**PROBLEM STATEMENT:**
Count every line where "index" shows up, and give that number only.

**INFORMATION SHOWN:**
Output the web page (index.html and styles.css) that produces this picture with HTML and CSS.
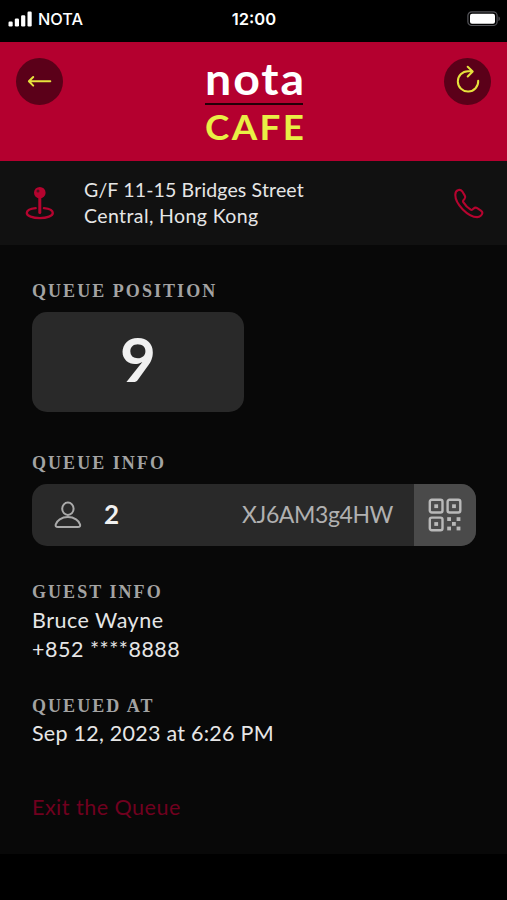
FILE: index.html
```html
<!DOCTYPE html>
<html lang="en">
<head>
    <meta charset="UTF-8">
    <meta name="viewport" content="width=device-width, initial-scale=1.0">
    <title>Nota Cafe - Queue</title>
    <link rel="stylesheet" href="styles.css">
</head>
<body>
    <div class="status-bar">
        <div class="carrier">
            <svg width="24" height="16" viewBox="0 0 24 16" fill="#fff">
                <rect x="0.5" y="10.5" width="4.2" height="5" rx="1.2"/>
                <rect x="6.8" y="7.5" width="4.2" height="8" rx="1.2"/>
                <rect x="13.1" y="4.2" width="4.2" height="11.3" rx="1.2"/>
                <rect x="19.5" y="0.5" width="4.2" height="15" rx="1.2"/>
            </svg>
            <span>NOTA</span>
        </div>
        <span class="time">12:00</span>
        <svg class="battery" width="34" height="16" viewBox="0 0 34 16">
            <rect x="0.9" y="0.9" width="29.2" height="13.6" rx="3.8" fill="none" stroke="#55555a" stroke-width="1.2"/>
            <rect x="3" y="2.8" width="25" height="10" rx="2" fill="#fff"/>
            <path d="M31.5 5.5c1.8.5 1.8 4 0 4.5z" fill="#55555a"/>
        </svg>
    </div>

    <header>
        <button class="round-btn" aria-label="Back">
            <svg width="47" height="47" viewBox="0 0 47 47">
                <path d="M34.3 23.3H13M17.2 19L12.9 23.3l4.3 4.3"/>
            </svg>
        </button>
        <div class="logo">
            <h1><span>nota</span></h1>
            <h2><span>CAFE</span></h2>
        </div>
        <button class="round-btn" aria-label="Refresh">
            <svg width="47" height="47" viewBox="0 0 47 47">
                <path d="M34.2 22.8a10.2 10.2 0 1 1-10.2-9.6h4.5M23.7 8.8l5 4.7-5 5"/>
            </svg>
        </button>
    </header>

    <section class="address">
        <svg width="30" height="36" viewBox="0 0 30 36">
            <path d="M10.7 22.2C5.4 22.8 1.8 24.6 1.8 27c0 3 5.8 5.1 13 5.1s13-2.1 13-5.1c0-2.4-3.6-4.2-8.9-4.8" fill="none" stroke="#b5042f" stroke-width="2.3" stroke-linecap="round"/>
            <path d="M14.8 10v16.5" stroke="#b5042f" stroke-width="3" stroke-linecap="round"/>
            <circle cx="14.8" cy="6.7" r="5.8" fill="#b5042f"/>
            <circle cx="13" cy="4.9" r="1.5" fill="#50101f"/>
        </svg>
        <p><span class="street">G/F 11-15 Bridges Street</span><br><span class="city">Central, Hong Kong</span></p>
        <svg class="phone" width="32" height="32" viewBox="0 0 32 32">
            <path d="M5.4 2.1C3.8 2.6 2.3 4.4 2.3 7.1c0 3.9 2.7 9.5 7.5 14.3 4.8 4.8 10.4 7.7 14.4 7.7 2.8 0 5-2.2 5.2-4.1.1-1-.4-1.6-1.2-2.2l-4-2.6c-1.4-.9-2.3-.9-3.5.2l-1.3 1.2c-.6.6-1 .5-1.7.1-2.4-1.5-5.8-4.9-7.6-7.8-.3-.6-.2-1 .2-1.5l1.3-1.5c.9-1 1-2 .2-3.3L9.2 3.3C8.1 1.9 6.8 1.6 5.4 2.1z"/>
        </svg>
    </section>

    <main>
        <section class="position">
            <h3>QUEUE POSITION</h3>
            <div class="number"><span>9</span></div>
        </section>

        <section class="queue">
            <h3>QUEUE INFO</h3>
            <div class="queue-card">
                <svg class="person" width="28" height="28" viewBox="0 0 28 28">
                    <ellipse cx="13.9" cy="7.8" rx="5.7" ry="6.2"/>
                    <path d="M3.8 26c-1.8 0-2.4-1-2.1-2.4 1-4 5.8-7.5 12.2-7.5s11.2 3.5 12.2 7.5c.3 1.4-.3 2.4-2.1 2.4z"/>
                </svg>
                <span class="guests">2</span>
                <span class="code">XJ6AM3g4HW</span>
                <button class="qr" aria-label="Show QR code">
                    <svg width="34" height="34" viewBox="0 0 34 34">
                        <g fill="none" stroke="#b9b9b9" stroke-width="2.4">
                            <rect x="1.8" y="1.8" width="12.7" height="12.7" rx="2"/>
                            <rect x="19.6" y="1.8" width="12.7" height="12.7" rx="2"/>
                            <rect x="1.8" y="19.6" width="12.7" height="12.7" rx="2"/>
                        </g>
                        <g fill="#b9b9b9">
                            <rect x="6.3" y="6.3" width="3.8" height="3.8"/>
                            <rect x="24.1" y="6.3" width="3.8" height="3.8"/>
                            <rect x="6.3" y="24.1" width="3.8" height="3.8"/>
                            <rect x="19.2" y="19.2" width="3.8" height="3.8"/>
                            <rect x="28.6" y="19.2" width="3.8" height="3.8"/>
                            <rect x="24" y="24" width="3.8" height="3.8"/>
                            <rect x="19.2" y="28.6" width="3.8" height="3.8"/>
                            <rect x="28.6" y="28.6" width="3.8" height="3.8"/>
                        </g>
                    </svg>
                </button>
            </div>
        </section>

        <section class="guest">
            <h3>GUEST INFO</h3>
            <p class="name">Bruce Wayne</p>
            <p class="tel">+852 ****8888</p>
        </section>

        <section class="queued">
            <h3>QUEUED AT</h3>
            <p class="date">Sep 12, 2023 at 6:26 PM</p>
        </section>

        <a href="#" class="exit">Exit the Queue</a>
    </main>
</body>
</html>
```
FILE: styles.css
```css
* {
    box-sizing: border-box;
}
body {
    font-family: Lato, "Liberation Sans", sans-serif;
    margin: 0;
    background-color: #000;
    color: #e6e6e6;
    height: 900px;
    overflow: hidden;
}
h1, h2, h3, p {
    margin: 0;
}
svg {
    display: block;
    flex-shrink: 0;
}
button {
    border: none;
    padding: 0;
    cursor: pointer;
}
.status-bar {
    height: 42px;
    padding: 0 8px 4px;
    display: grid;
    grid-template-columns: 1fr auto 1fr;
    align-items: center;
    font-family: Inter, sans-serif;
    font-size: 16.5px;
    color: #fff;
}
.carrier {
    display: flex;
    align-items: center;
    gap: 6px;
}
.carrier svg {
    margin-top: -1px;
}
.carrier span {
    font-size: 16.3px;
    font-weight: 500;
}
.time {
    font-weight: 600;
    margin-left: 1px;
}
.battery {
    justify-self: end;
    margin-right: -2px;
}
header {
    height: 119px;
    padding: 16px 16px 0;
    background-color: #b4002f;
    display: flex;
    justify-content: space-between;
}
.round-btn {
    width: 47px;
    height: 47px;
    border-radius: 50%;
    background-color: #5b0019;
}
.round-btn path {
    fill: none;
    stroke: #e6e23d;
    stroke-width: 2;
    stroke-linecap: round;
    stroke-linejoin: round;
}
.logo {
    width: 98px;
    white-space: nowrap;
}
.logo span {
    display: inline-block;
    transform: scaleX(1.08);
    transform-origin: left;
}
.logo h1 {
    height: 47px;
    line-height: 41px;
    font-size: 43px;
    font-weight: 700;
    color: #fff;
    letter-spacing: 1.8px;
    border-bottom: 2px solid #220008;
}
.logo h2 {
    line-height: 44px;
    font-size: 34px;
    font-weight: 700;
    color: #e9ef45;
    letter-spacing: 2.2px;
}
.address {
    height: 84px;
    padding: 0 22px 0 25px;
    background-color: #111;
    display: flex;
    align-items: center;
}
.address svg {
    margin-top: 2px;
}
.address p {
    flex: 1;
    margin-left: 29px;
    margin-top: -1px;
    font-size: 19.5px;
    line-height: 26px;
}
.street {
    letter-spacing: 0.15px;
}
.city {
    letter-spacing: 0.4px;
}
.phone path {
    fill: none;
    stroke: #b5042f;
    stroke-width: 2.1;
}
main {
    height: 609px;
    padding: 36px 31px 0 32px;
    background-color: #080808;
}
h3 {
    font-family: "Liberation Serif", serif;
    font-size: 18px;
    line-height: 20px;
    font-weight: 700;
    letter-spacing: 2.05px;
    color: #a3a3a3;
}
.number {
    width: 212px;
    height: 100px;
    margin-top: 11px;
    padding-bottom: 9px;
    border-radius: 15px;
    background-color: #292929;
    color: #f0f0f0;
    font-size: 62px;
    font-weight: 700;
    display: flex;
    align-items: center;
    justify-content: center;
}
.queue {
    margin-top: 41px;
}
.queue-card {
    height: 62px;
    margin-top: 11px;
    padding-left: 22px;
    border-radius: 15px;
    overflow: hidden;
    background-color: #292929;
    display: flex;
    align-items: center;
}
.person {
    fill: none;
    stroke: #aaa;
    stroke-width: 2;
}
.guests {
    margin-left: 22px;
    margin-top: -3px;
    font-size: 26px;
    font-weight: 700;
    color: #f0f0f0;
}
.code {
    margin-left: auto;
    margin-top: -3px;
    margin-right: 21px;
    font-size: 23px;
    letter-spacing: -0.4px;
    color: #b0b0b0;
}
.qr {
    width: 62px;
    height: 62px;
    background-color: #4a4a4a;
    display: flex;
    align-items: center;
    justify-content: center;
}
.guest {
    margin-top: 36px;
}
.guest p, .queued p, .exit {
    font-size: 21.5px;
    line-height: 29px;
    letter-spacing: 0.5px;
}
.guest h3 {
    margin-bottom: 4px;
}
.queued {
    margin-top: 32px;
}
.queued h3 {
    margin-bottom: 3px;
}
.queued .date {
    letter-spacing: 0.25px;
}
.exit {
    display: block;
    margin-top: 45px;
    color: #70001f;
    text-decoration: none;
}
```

**SOLUTION FOR THIS TASK:**
2